(Requirement) Write out the full listing exactly as given, minus the images.

====================

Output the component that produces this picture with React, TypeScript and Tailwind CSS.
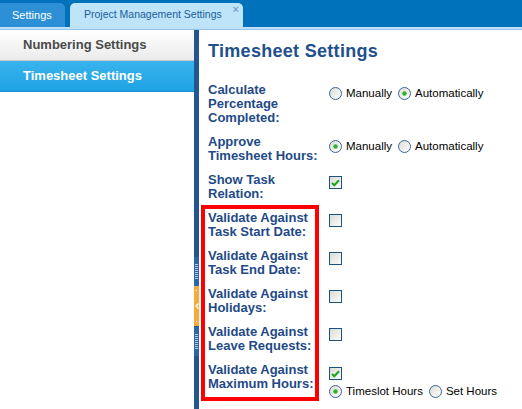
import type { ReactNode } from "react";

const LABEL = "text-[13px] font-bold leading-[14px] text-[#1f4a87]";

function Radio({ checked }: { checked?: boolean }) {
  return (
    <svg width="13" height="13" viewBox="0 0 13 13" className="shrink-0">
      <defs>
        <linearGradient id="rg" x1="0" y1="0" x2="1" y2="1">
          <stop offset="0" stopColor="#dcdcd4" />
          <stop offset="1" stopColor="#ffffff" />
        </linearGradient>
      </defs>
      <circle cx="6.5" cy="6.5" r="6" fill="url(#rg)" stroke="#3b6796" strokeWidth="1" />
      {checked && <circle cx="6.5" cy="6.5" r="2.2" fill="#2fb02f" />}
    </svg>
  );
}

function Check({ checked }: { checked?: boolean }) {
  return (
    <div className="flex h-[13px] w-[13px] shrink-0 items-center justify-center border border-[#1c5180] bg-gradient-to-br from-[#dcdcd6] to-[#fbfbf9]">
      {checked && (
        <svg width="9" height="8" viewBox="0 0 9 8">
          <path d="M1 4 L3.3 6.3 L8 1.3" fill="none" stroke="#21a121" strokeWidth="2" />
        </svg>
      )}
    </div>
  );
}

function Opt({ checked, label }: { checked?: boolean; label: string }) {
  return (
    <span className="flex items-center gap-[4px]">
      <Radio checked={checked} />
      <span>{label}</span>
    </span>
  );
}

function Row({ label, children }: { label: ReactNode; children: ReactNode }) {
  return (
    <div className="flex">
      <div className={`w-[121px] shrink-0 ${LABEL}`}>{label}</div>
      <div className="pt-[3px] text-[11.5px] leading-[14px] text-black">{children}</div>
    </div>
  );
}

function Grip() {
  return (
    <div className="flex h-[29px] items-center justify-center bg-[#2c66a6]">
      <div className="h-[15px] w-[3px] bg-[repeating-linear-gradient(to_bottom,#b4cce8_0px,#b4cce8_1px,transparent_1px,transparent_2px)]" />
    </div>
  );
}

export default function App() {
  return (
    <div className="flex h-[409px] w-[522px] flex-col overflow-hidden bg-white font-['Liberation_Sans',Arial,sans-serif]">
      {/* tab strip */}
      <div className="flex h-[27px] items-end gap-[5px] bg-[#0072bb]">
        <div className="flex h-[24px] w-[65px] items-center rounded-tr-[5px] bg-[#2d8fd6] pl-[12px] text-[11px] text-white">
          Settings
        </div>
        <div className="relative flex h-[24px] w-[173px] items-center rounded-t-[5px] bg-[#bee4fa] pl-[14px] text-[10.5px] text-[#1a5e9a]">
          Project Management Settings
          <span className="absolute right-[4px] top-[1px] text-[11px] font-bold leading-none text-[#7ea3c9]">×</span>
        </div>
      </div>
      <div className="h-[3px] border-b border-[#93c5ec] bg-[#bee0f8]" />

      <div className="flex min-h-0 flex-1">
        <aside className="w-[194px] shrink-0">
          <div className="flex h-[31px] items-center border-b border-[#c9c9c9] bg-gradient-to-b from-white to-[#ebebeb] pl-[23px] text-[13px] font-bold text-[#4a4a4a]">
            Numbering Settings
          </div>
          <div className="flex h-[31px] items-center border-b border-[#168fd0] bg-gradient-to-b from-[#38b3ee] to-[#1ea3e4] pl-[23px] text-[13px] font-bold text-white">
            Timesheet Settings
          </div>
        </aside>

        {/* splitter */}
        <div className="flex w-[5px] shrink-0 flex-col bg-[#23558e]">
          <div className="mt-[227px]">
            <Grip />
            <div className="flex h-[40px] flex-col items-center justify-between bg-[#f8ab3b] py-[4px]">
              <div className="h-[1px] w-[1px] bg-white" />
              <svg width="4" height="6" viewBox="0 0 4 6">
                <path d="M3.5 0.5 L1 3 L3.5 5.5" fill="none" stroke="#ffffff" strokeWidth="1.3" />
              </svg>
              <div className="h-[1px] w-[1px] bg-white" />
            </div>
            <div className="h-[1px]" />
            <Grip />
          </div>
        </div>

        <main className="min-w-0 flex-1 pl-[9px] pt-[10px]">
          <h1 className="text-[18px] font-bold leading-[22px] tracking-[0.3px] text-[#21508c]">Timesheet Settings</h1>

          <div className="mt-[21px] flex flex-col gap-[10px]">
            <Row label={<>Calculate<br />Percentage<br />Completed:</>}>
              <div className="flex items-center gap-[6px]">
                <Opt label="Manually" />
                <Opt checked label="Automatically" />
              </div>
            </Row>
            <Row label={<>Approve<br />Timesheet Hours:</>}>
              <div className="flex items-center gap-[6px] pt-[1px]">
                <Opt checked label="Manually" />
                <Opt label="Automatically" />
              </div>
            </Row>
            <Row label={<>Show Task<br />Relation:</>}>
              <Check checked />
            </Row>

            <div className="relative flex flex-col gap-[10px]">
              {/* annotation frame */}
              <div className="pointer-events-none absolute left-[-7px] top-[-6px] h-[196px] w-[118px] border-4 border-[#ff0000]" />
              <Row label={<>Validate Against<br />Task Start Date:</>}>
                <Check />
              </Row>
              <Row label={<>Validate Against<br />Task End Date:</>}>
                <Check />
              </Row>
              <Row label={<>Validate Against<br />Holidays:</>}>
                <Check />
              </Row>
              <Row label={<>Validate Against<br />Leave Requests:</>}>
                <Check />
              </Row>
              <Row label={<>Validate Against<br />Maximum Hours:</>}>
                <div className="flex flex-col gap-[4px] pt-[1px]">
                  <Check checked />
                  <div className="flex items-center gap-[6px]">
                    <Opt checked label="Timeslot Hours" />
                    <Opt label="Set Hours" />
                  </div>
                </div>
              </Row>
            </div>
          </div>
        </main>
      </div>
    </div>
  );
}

====================

(Written response)
Output the component that produces this picture with React, TypeScript and Tailwind CSS.
import type { ReactNode } from "react";

const LABEL = "text-[13px] font-bold leading-[14px] text-[#1f4a87]";

function Radio({ checked }: { checked?: boolean }) {
  return (
    <svg width="13" height="13" viewBox="0 0 13 13" className="shrink-0">
      <defs>
        <linearGradient id="rg" x1="0" y1="0" x2="1" y2="1">
          <stop offset="0" stopColor="#dcdcd4" />
          <stop offset="1" stopColor="#ffffff" />
        </linearGradient>
      </defs>
      <circle cx="6.5" cy="6.5" r="6" fill="url(#rg)" stroke="#3b6796" strokeWidth="1" />
      {checked && <circle cx="6.5" cy="6.5" r="2.2" fill="#2fb02f" />}
    </svg>
  );
}

function Check({ checked }: { checked?: boolean }) {
  return (
    <div className="flex h-[13px] w-[13px] shrink-0 items-center justify-center border border-[#1c5180] bg-gradient-to-br from-[#dcdcd6] to-[#fbfbf9]">
      {checked && (
        <svg width="9" height="8" viewBox="0 0 9 8">
          <path d="M1 4 L3.3 6.3 L8 1.3" fill="none" stroke="#21a121" strokeWidth="2" />
        </svg>
      )}
    </div>
  );
}

function Opt({ checked, label }: { checked?: boolean; label: string }) {
  return (
    <span className="flex items-center gap-[4px]">
      <Radio checked={checked} />
      <span>{label}</span>
    </span>
  );
}

function Row({ label, children }: { label: ReactNode; children: ReactNode }) {
  return (
    <div className="flex">
      <div className={`w-[121px] shrink-0 ${LABEL}`}>{label}</div>
      <div className="pt-[3px] text-[11.5px] leading-[14px] text-black">{children}</div>
    </div>
  );
}

function Grip() {
  return (
    <div className="flex h-[29px] items-center justify-center bg-[#2c66a6]">
      <div className="h-[15px] w-[3px] bg-[repeating-linear-gradient(to_bottom,#b4cce8_0px,#b4cce8_1px,transparent_1px,transparent_2px)]" />
    </div>
  );
}

export default function App() {
  return (
    <div className="flex h-[409px] w-[522px] flex-col overflow-hidden bg-white font-['Liberation_Sans',Arial,sans-serif]">
      {/* tab strip */}
      <div className="flex h-[27px] items-end gap-[5px] bg-[#0072bb]">
        <div className="flex h-[24px] w-[65px] items-center rounded-tr-[5px] bg-[#2d8fd6] pl-[12px] text-[11px] text-white">
          Settings
        </div>
        <div className="relative flex h-[24px] w-[173px] items-center rounded-t-[5px] bg-[#bee4fa] pl-[14px] text-[10.5px] text-[#1a5e9a]">
          Project Management Settings
          <span className="absolute right-[4px] top-[1px] text-[11px] font-bold leading-none text-[#7ea3c9]">×</span>
        </div>
      </div>
      <div className="h-[3px] border-b border-[#93c5ec] bg-[#bee0f8]" />

      <div className="flex min-h-0 flex-1">
        <aside className="w-[194px] shrink-0">
          <div className="flex h-[31px] items-center border-b border-[#c9c9c9] bg-gradient-to-b from-white to-[#ebebeb] pl-[23px] text-[13px] font-bold text-[#4a4a4a]">
            Numbering Settings
          </div>
          <div className="flex h-[31px] items-center border-b border-[#168fd0] bg-gradient-to-b from-[#38b3ee] to-[#1ea3e4] pl-[23px] text-[13px] font-bold text-white">
            Timesheet Settings
          </div>
        </aside>

        {/* splitter */}
        <div className="flex w-[5px] shrink-0 flex-col bg-[#23558e]">
          <div className="mt-[227px]">
            <Grip />
            <div className="flex h-[40px] flex-col items-center justify-between bg-[#f8ab3b] py-[4px]">
              <div className="h-[1px] w-[1px] bg-white" />
              <svg width="4" height="6" viewBox="0 0 4 6">
                <path d="M3.5 0.5 L1 3 L3.5 5.5" fill="none" stroke="#ffffff" strokeWidth="1.3" />
              </svg>
              <div className="h-[1px] w-[1px] bg-white" />
            </div>
            <div className="h-[1px]" />
            <Grip />
          </div>
        </div>

        <main className="min-w-0 flex-1 pl-[9px] pt-[10px]">
          <h1 className="text-[18px] font-bold leading-[22px] tracking-[0.3px] text-[#21508c]">Timesheet Settings</h1>

          <div className="mt-[21px] flex flex-col gap-[10px]">
            <Row label={<>Calculate<br />Percentage<br />Completed:</>}>
              <div className="flex items-center gap-[6px]">
                <Opt label="Manually" />
                <Opt checked label="Automatically" />
              </div>
            </Row>
            <Row label={<>Approve<br />Timesheet Hours:</>}>
              <div className="flex items-center gap-[6px] pt-[1px]">
                <Opt checked label="Manually" />
                <Opt label="Automatically" />
              </div>
            </Row>
            <Row label={<>Show Task<br />Relation:</>}>
              <Check checked />
            </Row>

            <div className="relative flex flex-col gap-[10px]">
              {/* annotation frame */}
              <div className="pointer-events-none absolute left-[-7px] top-[-6px] h-[196px] w-[118px] border-4 border-[#ff0000]" />
              <Row label={<>Validate Against<br />Task Start Date:</>}>
                <Check />
              </Row>
              <Row label={<>Validate Against<br />Task End Date:</>}>
                <Check />
              </Row>
              <Row label={<>Validate Against<br />Holidays:</>}>
                <Check />
              </Row>
              <Row label={<>Validate Against<br />Leave Requests:</>}>
                <Check />
              </Row>
              <Row label={<>Validate Against<br />Maximum Hours:</>}>
                <div className="flex flex-col gap-[4px] pt-[1px]">
                  <Check checked />
                  <div className="flex items-center gap-[6px]">
                    <Opt checked label="Timeslot Hours" />
                    <Opt label="Set Hours" />
                  </div>
                </div>
              </Row>
            </div>
          </div>
        </main>
      </div>
    </div>
  );
}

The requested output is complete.